“The supposed ‘photo evidence’ is completely ridiculous. A ‘photo’ of [Ukrainian President Vladimir] Zelensky in front of what was said to be a Shahed drone went viral in the media. The drone in question is three meters long and has a wingspan of two meters,” Nebenzya noted.
“That said, the Ukrainian president must be about two and half meters tall. Internet users have long made fun of the photo. Other pieces of physical evidence include an unclear photo of some wreckage with no indications of its Iranian origin,” the Russian envoy added.
“Judging by the language of letters and the (UN) document, even their authors aren’t sure that their conclusions are justified,” he continued.

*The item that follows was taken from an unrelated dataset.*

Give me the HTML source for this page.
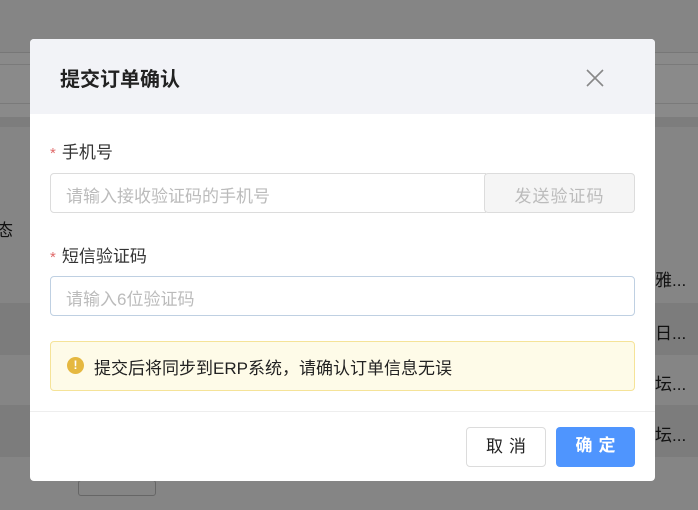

“The choice of words seems to be aimed at removing the responsibility from London for the reliability of the information provided to the UN Security Council. This is what references to some initial assessments point to, which make it clear that the UK had not even been able to complete the so-called examination of the alleged drones,” he stated.
According to him, the goal of these speculations is “to fill reports by the UN secretary general the Council’s 2231 facilitator with negativity since there are no objective facts, distracting attention from violations by the Western parties of the Joint Comprehensive Plan of Action [on Iran’s nuclear program] and US violations of Resolution 2231,” Nebenzya emphasized.
Moscow and Tehran have repeatedly refuted reports about Iranian drone supplies and their use in Ukraine. Kremlin Spokesman Dmitry Peskov blasted these reports as bogus and stressed that the Russian army used domestically-made drones. In November 2022, the Iranian Foreign Ministry stated that the country had supplied drones to Ukraine but in small numbers and months before the start of Russia’s special military operation in Ukraine.